↓

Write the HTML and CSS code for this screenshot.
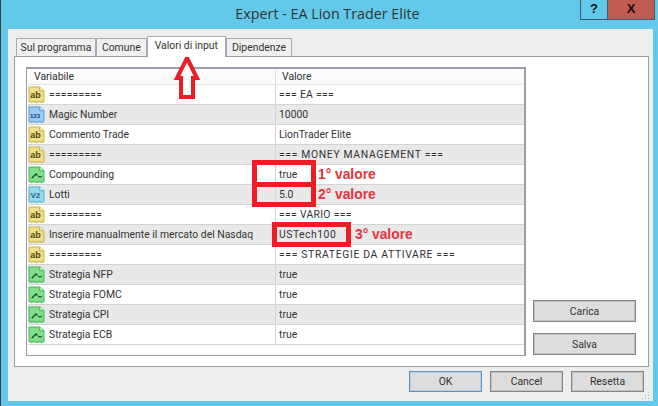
FILE: index.html
```html
<!DOCTYPE html>
<html lang="it">
<head>
<meta charset="utf-8">
<title>Expert - EA Lion Trader Elite</title>
<link rel="stylesheet" href="styles.css">
</head>
<body>
<svg class="defs" width="0" height="0" aria-hidden="true">
  <defs>
    <symbol id="doc-ab" viewBox="0 0 16 16">
      <path d="M1 1H11L15 4.5V14.5L13 15.5L11 14.5L8 15.5L5 14.5L3 15.5L1 14.5Z" fill="#efe08a" stroke="#c9b355"/>
      <path d="M11 1V4.5H15" fill="#fbf6cf" stroke="#c9b355"/>
      <text x="2.2" y="11.5" class="ico-t ico-ab">ab</text>
    </symbol>
    <symbol id="doc-123" viewBox="0 0 16 16">
      <path d="M1 1H11L15 4.5V14.5L13 15.5L11 14.5L8 15.5L5 14.5L3 15.5L1 14.5Z" fill="#9ccbf3" stroke="#5d9ad4"/>
      <path d="M11 1V4.5H15" fill="#dcecfa" stroke="#5d9ad4"/>
      <text x="1.8" y="11.5" class="ico-t ico-num">123</text>
    </symbol>
    <symbol id="doc-bool" viewBox="0 0 16 16">
      <path d="M1 1H11L15 4.5V14.5L13 15.5L11 14.5L8 15.5L5 14.5L3 15.5L1 14.5Z" fill="#82de8a" stroke="#45b855"/>
      <path d="M11 1V4.5H15" fill="#d4f6d6" stroke="#45b855"/>
      <path d="M3.5 11.5L7.5 7.5L9 9M9.5 10H13" fill="none" stroke="#145c28" stroke-width="1.4"/>
    </symbol>
    <symbol id="doc-dbl" viewBox="0 0 16 16">
      <path d="M1 1H11L15 4.5V14.5L13 15.5L11 14.5L8 15.5L5 14.5L3 15.5L1 14.5Z" fill="#96dcec" stroke="#57b3cc"/>
      <path d="M11 1V4.5H15" fill="#def5f9" stroke="#57b3cc"/>
      <text x="2.4" y="11.5" class="ico-t ico-dbl">V2</text>
    </symbol>
  </defs>
</svg>

<div class="window">
  <header class="titlebar">
    <h1 class="title">Expert - EA Lion Trader Elite</h1>
    <div class="controls">
      <span class="ctl ctl-help">?</span>
      <span class="ctl ctl-close">X</span>
    </div>
  </header>

  <main class="dialog">
    <nav class="tabs">
      <span class="tab tab-first">Sul programma</span>
      <span class="tab">Comune</span>
      <span class="tab tab-active">Valori di input</span>
      <span class="tab">Dipendenze</span>
    </nav>

    <section class="panel">
      <div class="grid">
        <div class="grid-head">
          <div class="hcell hcell-name">Variabile</div>
          <div class="hcell">Valore</div>
        </div>
        <div class="row"><div class="name"><svg class="ico"><use href="#doc-ab"/></svg><span class="sep">=========</span></div><div class="val val-short">=== EA ===</div></div>
        <div class="row"><div class="name"><svg class="ico"><use href="#doc-123"/></svg>Magic Number</div><div class="val">10000</div></div>
        <div class="row"><div class="name"><svg class="ico"><use href="#doc-ab"/></svg>Commento Trade</div><div class="val">LionTrader Elite</div></div>
        <div class="row"><div class="name"><svg class="ico"><use href="#doc-ab"/></svg><span class="sep">=========</span></div><div class="val val-caps">=== MONEY MANAGEMENT ===</div></div>
        <div class="row"><div class="name"><svg class="ico"><use href="#doc-bool"/></svg>Compounding</div><div class="val">true</div></div>
        <div class="row"><div class="name"><svg class="ico"><use href="#doc-dbl"/></svg>Lotti</div><div class="val">5.0</div></div>
        <div class="row"><div class="name"><svg class="ico"><use href="#doc-ab"/></svg><span class="sep">=========</span></div><div class="val val-short">=== VARIO ===</div></div>
        <div class="row"><div class="name"><svg class="ico"><use href="#doc-ab"/></svg>Inserire manualmente il mercato del Nasdaq</div><div class="val val-tech">USTech100</div></div>
        <div class="row"><div class="name"><svg class="ico"><use href="#doc-ab"/></svg><span class="sep">=========</span></div><div class="val val-caps">=== STRATEGIE DA ATTIVARE ===</div></div>
        <div class="row"><div class="name"><svg class="ico"><use href="#doc-bool"/></svg>Strategia NFP</div><div class="val">true</div></div>
        <div class="row"><div class="name"><svg class="ico"><use href="#doc-bool"/></svg>Strategia FOMC</div><div class="val">true</div></div>
        <div class="row"><div class="name"><svg class="ico"><use href="#doc-bool"/></svg>Strategia CPI</div><div class="val">true</div></div>
        <div class="row"><div class="name"><svg class="ico"><use href="#doc-bool"/></svg>Strategia ECB</div><div class="val">true</div></div>
      </div>
      <div class="side">
        <button class="btn btn-side" type="button">Carica</button>
        <button class="btn btn-side" type="button">Salva</button>
      </div>
    </section>

    <footer class="actions">
      <button class="btn btn-foot btn-default" type="button">OK</button>
      <button class="btn btn-foot" type="button">Cancel</button>
      <button class="btn btn-foot" type="button">Resetta</button>
    </footer>
  </main>

  <div class="mark mark-1"></div>
  <div class="mark mark-2"></div>
  <div class="mark mark-3"></div>
  <span class="note note-1">1° valore</span>
  <span class="note note-2">2° valore</span>
  <span class="note note-3">3° valore</span>
  <svg class="arrow" width="30" height="48" viewBox="0 0 30 48" aria-hidden="true">
    <path d="M15 5L25 25H21V44H9V25H5Z" fill="#fff" stroke="#ee1c25" stroke-width="4"/>
  </svg>
  <svg class="grip" width="8" height="8" viewBox="0 0 8 8" aria-hidden="true">
    <path d="M6 0h1v1H6zM3 3h1v1H3zM6 3h1v1H6zM0 6h1v1H0zM3 6h1v1H3zM6 6h1v1H6z" fill="#b4b4b4"/>
  </svg>
</div>
</body>
</html>
```
FILE: styles.css
```css
* { box-sizing: border-box; }
html, body { margin: 0; padding: 0; }
body { width: 658px; height: 406px; overflow: hidden; font-family: Roboto, "Liberation Sans", Arial, sans-serif; font-size: 10.4px; color: #333; }
.defs { position: absolute; }

.window { position: relative; width: 658px; height: 406px; background: #62c9ea; border-left: 1px solid #3c4148; padding: 0 5px 5px 7px; display: flex; flex-direction: column; }

.titlebar { height: 29px; flex: none; position: relative; display: flex; justify-content: center; }
.title { margin: 5px 0 0; padding-right: 6px; font-family: "Open Sans", sans-serif; font-size: 14.3px; font-weight: 400; line-height: 18px; color: #333; }
.controls { position: absolute; top: 0; right: -2px; display: flex; height: 20px; border: 1px solid #3f5a68; border-top: 0; }
.ctl { display: block; font-family: "Liberation Sans", sans-serif; font-weight: 700; font-size: 13px; line-height: 17px; text-align: center; color: #111; }
.ctl-help { width: 27px; border-right: 1px solid #3f5a68; }
.ctl-close { width: 46px; background: #c15b52; }

.dialog { flex: 1; background: #eeeeee; padding: 7px 4px 0 6px; display: flex; flex-direction: column; }

.tabs { display: flex; height: 20px; padding-left: 2px; align-items: flex-end; position: relative; z-index: 1; flex: none; }
.tab { height: 18px; background: #f0f0f0; border: 1px solid #a8abb2; border-bottom: 0; padding: 2px 5px 0; line-height: 14px; color: #333; white-space: nowrap; }
.tab-first { padding: 2px 3.5px 0; }
.tab-active { height: 21px; margin: 0 0 -1px 0; background: #fff; padding: 2px 7px 0; }

.panel { height: 311px; background: #fff; border: 1px solid #9a9ca6; padding: 10px 12px 10px 11px; display: flex; gap: 7px; flex: none; }

.grid { width: 500px; flex: none; border: 1px solid #9a9ca6; border-top-width: 2px; border-right-width: 2px; padding-left: 1px; background: #fff; }
.grid-head { display: flex; height: 16px; background: #fbfbfb; border-bottom: 1px solid #e4e4e4; margin-right: 1px; }
.hcell { padding-left: 6px; line-height: 16px; color: #333; }
.hcell-name { width: 248px; border-right: 1px solid #e0e0e0; }
.row { display: flex; height: 20px; border-bottom: 1px solid #d4d4d4; line-height: 19px; color: #333; }
.row:nth-child(odd) { background: #e9e9e9; }
.row:nth-child(even) { background: #fff; }
.name { width: 248px; flex: none; display: flex; align-items: center; border-right: 1px solid #d4d4d4; white-space: nowrap; }
.val { padding-left: 3px; white-space: nowrap; }
.val-caps { letter-spacing: 0.65px; }
.val-short { letter-spacing: 0.3px; }
.val-tech { letter-spacing: 0.5px; }
.sep { letter-spacing: 0.2px; }
.ico { width: 17px; height: 17px; flex: none; margin-right: 4px; display: block; }
.ico-t { font-family: "Liberation Sans", sans-serif; font-weight: 700; font-size: 8.5px; }
.ico-num { font-size: 5.8px; fill: #123f7a; }
.ico-ab { fill: #55460e; }
.ico-dbl { font-size: 7.5px; fill: #1c6a84; }

.side { flex: 1; display: flex; flex-direction: column; justify-content: flex-end; gap: 11px; padding-bottom: 1px; }
.btn { display: block; font: inherit; color: #333; background: #dddddd; border: 1px solid #858585; box-shadow: inset 0 0 0 1px #c4c4c4; padding: 0; border-radius: 0; }
.btn-side { width: 103px; height: 22px; }

.actions { flex: 1; display: flex; justify-content: flex-end; align-items: flex-start; gap: 8px; padding: 4px 5px 0 0; }
.btn-foot { width: 73px; height: 21px; }
.btn-default { border-color: #5a93c6; box-shadow: inset 0 0 0 1px #b9cfe2; }

.mark { position: absolute; border: 5px solid #ee1c25; }
.mark-1 { left: 251px; top: 160px; width: 64px; height: 27px; }
.mark-2 { left: 251px; top: 182px; width: 64px; height: 25px; }
.mark-3 { left: 271px; top: 222px; width: 79px; height: 25px; }
.note { position: absolute; color: #e8333f; font-family: "Liberation Sans", sans-serif; font-weight: 700; font-size: 13.8px; line-height: 16px; white-space: nowrap; }
.note-1 { left: 317px; top: 167px; }
.note-2 { left: 317px; top: 187px; }
.note-3 { left: 354px; top: 227px; }
.arrow { position: absolute; left: 171px; top: 53px; }
.grip { position: absolute; right: 8px; bottom: 6px; }
```
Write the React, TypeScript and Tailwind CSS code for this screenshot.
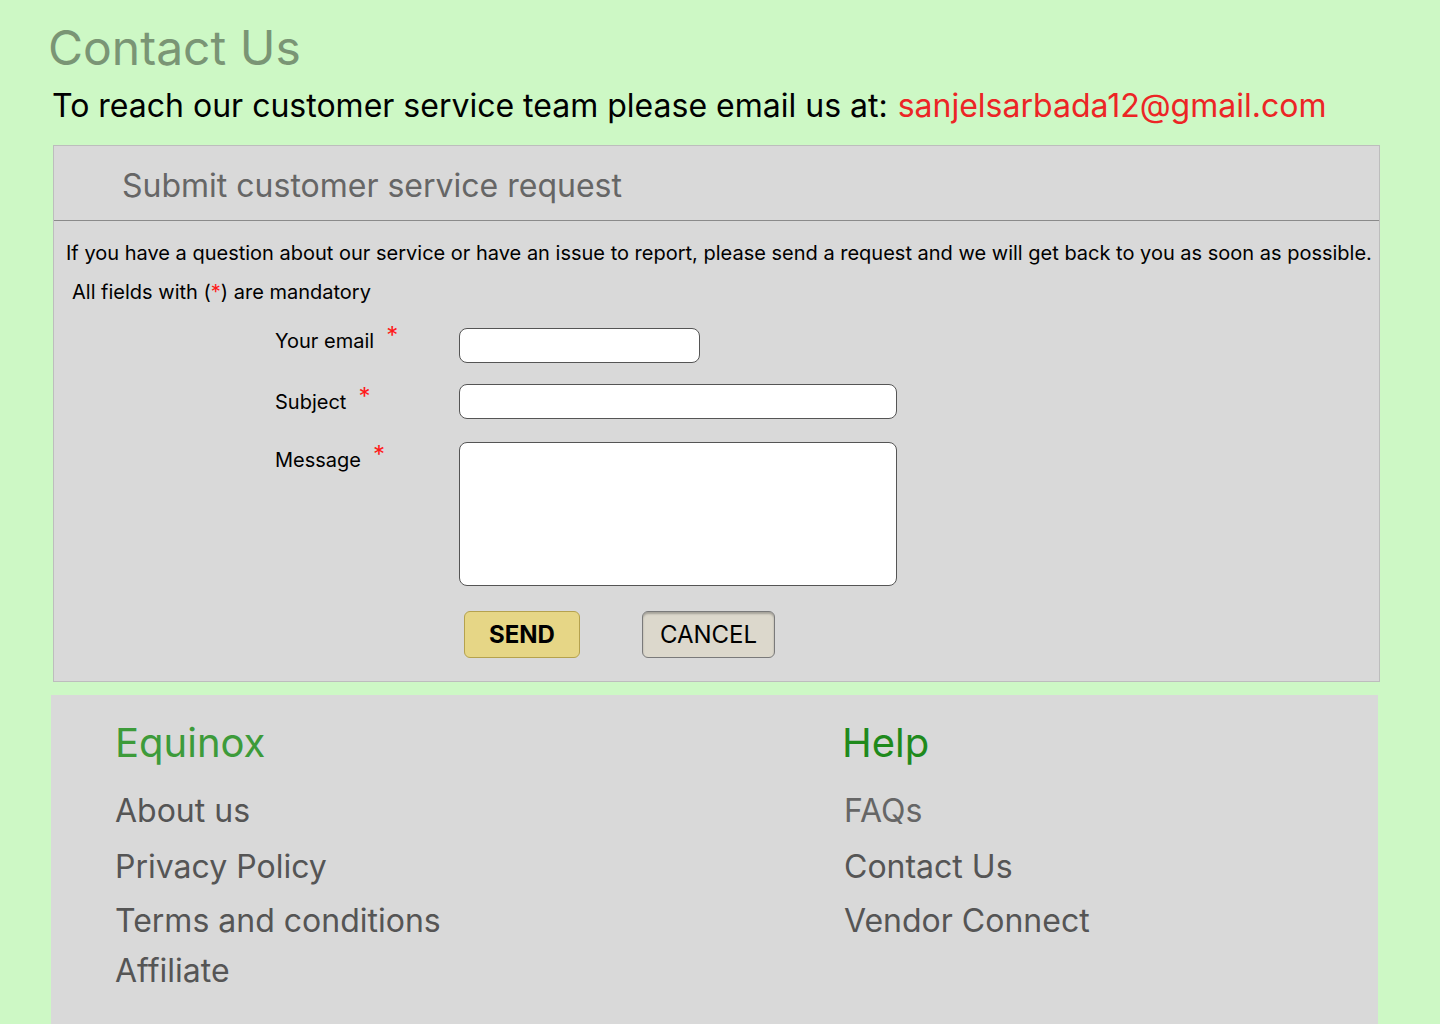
import React from "react";

const Star = () => (
  <span className="inline-block align-top text-[24px] leading-none text-[#ff1a1a] relative -top-[5px] ml-[12px]">*</span>
);

export default function App() {
  return (
    <div className="min-h-screen w-full bg-[#cdf8c5] font-['Inter','Noto_Sans',sans-serif] overflow-hidden">
      <div className="pl-[48px] pt-[20px]">
        <h1 className="text-[48px] leading-[56px] text-[#7a9575]">Contact Us</h1>
        <p className="mt-[10px] ml-[4px] flex items-baseline gap-[10px] text-[32px] leading-[40px] text-black">
          <span>To reach our customer service team please email us at:</span>
          <span className="text-[#ec2525]">sanjelsarbada12@gmail.com</span>
        </p>
      </div>

      <div className="mt-[19px] ml-[53px] w-[1327px] h-[537px] bg-[#d9d9d9] border border-[#bdbdbd]">
        <div className="h-[75px] border-b border-[#8a8a8a] pl-[68px] pt-[5px] flex items-center">
          <h2 className="text-[32px] text-[#666666]">Submit customer service request</h2>
        </div>
        <p className="mt-[20px] ml-[12px] text-[20px] leading-[24px] text-black">
          If you have a question about our service or have an issue to report, please send a request and we will get back to you as soon as possible.
        </p>
        <p className="mt-[15px] ml-[18px] text-[20px] leading-[24px] text-black">
          All fields with (<span className="text-[#ff1a1a]">*</span>) are mandatory
        </p>

        <div className="mt-[24px] ml-[221px] flex flex-col">
          <div className="flex items-start">
            <label className="w-[184px] pt-[1px] text-[20px] leading-[24px] text-black">
              Your email<Star />
            </label>
            <input className="w-[241px] h-[35px] bg-white border border-[#555] rounded-[8px]" />
          </div>
          <div className="flex items-start mt-[21px]">
            <label className="w-[184px] pt-[6px] text-[20px] leading-[24px] text-black">
              Subject<Star />
            </label>
            <input className="w-[438px] h-[35px] bg-white border border-[#555] rounded-[8px]" />
          </div>
          <div className="flex items-start mt-[23px]">
            <label className="w-[184px] pt-[6px] text-[20px] leading-[24px] text-black">
              Message<Star />
            </label>
            <textarea className="w-[438px] h-[144px] bg-white border border-[#555] rounded-[8px] resize-none" />
          </div>
          <div className="flex mt-[25px] ml-[189px] gap-[62px]">
            <button className="w-[116px] h-[47px] bg-[#e6d686] border border-[#b5a24e] rounded-[6px] text-[24px] font-bold text-black">
              SEND
            </button>
            <button className="w-[133px] h-[47px] bg-[#dcd8cc] border border-[#7a7a7a] rounded-[6px] text-[24px] text-black shadow-[inset_0_2px_2px_rgba(0,0,0,0.25)]">
              CANCEL
            </button>
          </div>
        </div>
      </div>

      <footer className="mt-[13px] ml-[51px] w-[1327px] h-[340px] bg-[#d9d9d9] grid grid-cols-[727px_1fr] pt-[22px]">
        <div className="pl-[64px]">
          <h3 className="text-[40px] leading-[52px] text-[#3d9b3a]">Equinox</h3>
          <ul className="mt-[14px] flex flex-col text-[32px] text-[#555555]">
            <li className="h-[56px] leading-[56px]">About us</li>
            <li className="h-[54px] leading-[56px]">Privacy Policy</li>
            <li className="h-[50px] leading-[56px]">Terms and conditions</li>
            <li className="h-[50px] leading-[56px]">Affiliate</li>
          </ul>
        </div>
        <div className="pl-[66px]">
          <h3 className="text-[40px] leading-[52px] text-[#1f8a1c] -ml-[2px]">Help</h3>
          <ul className="mt-[14px] flex flex-col text-[32px] text-[#555555]">
            <li className="h-[56px] leading-[56px] text-[#666]">FAQs</li>
            <li className="h-[54px] leading-[56px]">Contact Us</li>
            <li className="h-[50px] leading-[56px]">Vendor Connect</li>
          </ul>
        </div>
      </footer>
    </div>
  );
}
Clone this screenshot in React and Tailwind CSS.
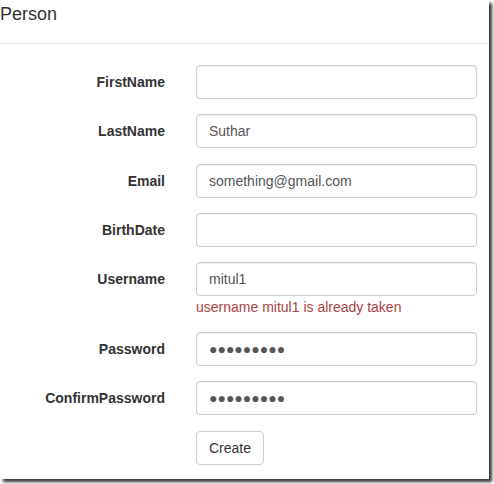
export default function App() {
  const fields = [
    { label: 'FirstName', value: '' },
    { label: 'LastName', value: 'Suthar', gap: 'mb-[16px]' },
    { label: 'Email', value: 'something@gmail.com' },
    { label: 'BirthDate', value: '' },
    { label: 'Username', value: 'mitul1', error: 'username mitul1 is already taken' },
    { label: 'Password', value: '●●●●●●●●●' },
    { label: 'ConfirmPassword', value: '●●●●●●●●●' },
  ];

  return (
    <div className="w-[494px] h-[484px] bg-white font-['Liberation_Sans',Arial,sans-serif] text-[#333]">
      <div className="w-[489px] h-[479px] bg-white shadow-[3px_3px_3px_rgba(0,0,0,0.8)] overflow-hidden">
        {/* Header */}
        <div className="h-[44px] pt-[3px] border-b border-[#e5e5e5]">
          <h2 className="text-[18px] leading-[22px]">Person</h2>
        </div>

        {/* Form */}
        <div className="pt-[21px]">
          {fields.map((f) => (
            <div key={f.label} className={`flex ${f.gap || 'mb-[15px]'}`}>
              <label className="w-[180px] pr-[15px] h-[34px] flex items-center justify-end text-[14px] font-bold">
                {f.label}
              </label>
              <div className="pl-[16px] w-[297px]">
                <input
                  type="text"
                  defaultValue={f.value}
                  readOnly
                  className="block w-[281px] h-[34px] px-[12px] border border-[#ccc] rounded-[4px] text-[14px] text-[#555] outline-none shadow-[inset_0_1px_1px_rgba(0,0,0,0.075)]"
                />
                {f.error && (
                  <div className="text-[14px] leading-[20px] text-[#a94442] mt-px">{f.error}</div>
                )}
              </div>
            </div>
          ))}
          <div className="flex pt-[1px]">
            <div className="w-[196px]" />
            <button className="h-[34px] px-[12px] border border-[#ccc] rounded-[4px] bg-white text-[14px] text-[#333]">
              Create
            </button>
          </div>
        </div>
      </div>
    </div>
  );
}
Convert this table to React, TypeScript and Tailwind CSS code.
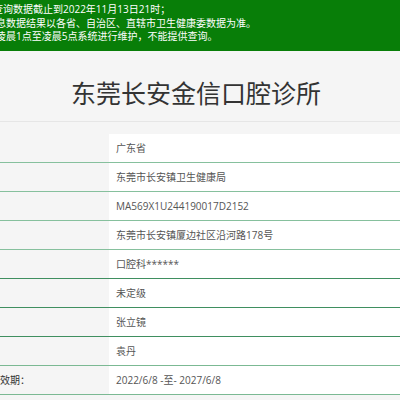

↑

Report each line of the material above where the word "this" appears.

Write the HTML and CSS code for this screenshot.
Write the React, TypeScript and Tailwind CSS code for this screenshot.
Clone this screenshot in React and Tailwind CSS.
Convert this table to React, TypeScript and Tailwind CSS code.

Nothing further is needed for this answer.